Source data:

════

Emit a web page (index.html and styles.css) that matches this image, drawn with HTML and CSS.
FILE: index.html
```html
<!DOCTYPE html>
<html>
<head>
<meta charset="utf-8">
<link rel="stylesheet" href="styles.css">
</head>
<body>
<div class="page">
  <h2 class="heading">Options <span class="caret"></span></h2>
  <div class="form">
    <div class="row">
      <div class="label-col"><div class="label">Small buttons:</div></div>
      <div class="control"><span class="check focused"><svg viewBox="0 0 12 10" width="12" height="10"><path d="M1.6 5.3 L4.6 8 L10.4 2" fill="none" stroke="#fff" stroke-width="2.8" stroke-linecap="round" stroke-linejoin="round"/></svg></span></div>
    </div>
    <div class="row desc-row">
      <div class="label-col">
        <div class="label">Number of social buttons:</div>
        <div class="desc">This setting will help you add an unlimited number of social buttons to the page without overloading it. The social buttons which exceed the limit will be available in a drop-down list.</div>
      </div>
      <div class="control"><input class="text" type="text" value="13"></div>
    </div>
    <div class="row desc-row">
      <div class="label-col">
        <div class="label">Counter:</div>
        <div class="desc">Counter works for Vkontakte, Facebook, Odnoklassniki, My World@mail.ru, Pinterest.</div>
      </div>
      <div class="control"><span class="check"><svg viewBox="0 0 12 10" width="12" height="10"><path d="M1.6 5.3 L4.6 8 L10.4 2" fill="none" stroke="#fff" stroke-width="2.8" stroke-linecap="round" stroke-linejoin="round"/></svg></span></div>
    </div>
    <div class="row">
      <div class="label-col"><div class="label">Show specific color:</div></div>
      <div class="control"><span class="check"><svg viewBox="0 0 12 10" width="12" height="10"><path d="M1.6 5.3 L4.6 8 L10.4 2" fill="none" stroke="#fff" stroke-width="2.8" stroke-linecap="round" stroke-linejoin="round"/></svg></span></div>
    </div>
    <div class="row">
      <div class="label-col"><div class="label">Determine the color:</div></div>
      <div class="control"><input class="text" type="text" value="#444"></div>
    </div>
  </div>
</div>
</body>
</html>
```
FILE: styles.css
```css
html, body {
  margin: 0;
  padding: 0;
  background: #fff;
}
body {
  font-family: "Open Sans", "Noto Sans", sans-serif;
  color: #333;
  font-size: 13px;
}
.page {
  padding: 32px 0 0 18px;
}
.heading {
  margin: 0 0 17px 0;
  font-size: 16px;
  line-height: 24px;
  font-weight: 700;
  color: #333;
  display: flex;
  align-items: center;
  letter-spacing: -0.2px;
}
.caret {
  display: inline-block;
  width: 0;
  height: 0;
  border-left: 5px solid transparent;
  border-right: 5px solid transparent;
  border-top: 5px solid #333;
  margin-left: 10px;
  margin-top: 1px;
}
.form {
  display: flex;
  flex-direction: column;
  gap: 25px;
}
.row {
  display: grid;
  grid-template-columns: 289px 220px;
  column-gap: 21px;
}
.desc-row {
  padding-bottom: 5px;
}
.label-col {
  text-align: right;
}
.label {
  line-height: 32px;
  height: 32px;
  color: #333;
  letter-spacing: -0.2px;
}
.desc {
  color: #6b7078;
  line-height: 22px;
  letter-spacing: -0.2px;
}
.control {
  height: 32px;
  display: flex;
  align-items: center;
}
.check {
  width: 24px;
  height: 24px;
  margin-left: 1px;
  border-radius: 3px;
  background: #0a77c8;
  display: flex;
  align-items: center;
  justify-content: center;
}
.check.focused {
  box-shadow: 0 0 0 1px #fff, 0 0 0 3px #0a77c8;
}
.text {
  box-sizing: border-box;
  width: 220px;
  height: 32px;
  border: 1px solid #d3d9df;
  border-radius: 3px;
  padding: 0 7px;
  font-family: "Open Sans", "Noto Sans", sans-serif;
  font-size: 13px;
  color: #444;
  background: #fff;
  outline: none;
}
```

════

Your instructions: Return every line of the material exactly.

Answer to this task:
Emit a web page (index.html and styles.css) that matches this image, drawn with HTML and CSS.
FILE: index.html
```html
<!DOCTYPE html>
<html>
<head>
<meta charset="utf-8">
<link rel="stylesheet" href="styles.css">
</head>
<body>
<div class="page">
  <h2 class="heading">Options <span class="caret"></span></h2>
  <div class="form">
    <div class="row">
      <div class="label-col"><div class="label">Small buttons:</div></div>
      <div class="control"><span class="check focused"><svg viewBox="0 0 12 10" width="12" height="10"><path d="M1.6 5.3 L4.6 8 L10.4 2" fill="none" stroke="#fff" stroke-width="2.8" stroke-linecap="round" stroke-linejoin="round"/></svg></span></div>
    </div>
    <div class="row desc-row">
      <div class="label-col">
        <div class="label">Number of social buttons:</div>
        <div class="desc">This setting will help you add an unlimited number of social buttons to the page without overloading it. The social buttons which exceed the limit will be available in a drop-down list.</div>
      </div>
      <div class="control"><input class="text" type="text" value="13"></div>
    </div>
    <div class="row desc-row">
      <div class="label-col">
        <div class="label">Counter:</div>
        <div class="desc">Counter works for Vkontakte, Facebook, Odnoklassniki, My World@mail.ru, Pinterest.</div>
      </div>
      <div class="control"><span class="check"><svg viewBox="0 0 12 10" width="12" height="10"><path d="M1.6 5.3 L4.6 8 L10.4 2" fill="none" stroke="#fff" stroke-width="2.8" stroke-linecap="round" stroke-linejoin="round"/></svg></span></div>
    </div>
    <div class="row">
      <div class="label-col"><div class="label">Show specific color:</div></div>
      <div class="control"><span class="check"><svg viewBox="0 0 12 10" width="12" height="10"><path d="M1.6 5.3 L4.6 8 L10.4 2" fill="none" stroke="#fff" stroke-width="2.8" stroke-linecap="round" stroke-linejoin="round"/></svg></span></div>
    </div>
    <div class="row">
      <div class="label-col"><div class="label">Determine the color:</div></div>
      <div class="control"><input class="text" type="text" value="#444"></div>
    </div>
  </div>
</div>
</body>
</html>
```
FILE: styles.css
```css
html, body {
  margin: 0;
  padding: 0;
  background: #fff;
}
body {
  font-family: "Open Sans", "Noto Sans", sans-serif;
  color: #333;
  font-size: 13px;
}
.page {
  padding: 32px 0 0 18px;
}
.heading {
  margin: 0 0 17px 0;
  font-size: 16px;
  line-height: 24px;
  font-weight: 700;
  color: #333;
  display: flex;
  align-items: center;
  letter-spacing: -0.2px;
}
.caret {
  display: inline-block;
  width: 0;
  height: 0;
  border-left: 5px solid transparent;
  border-right: 5px solid transparent;
  border-top: 5px solid #333;
  margin-left: 10px;
  margin-top: 1px;
}
.form {
  display: flex;
  flex-direction: column;
  gap: 25px;
}
.row {
  display: grid;
  grid-template-columns: 289px 220px;
  column-gap: 21px;
}
.desc-row {
  padding-bottom: 5px;
}
.label-col {
  text-align: right;
}
.label {
  line-height: 32px;
  height: 32px;
  color: #333;
  letter-spacing: -0.2px;
}
.desc {
  color: #6b7078;
  line-height: 22px;
  letter-spacing: -0.2px;
}
.control {
  height: 32px;
  display: flex;
  align-items: center;
}
.check {
  width: 24px;
  height: 24px;
  margin-left: 1px;
  border-radius: 3px;
  background: #0a77c8;
  display: flex;
  align-items: center;
  justify-content: center;
}
.check.focused {
  box-shadow: 0 0 0 1px #fff, 0 0 0 3px #0a77c8;
}
.text {
  box-sizing: border-box;
  width: 220px;
  height: 32px;
  border: 1px solid #d3d9df;
  border-radius: 3px;
  padding: 0 7px;
  font-family: "Open Sans", "Noto Sans", sans-serif;
  font-size: 13px;
  color: #444;
  background: #fff;
  outline: none;
}
```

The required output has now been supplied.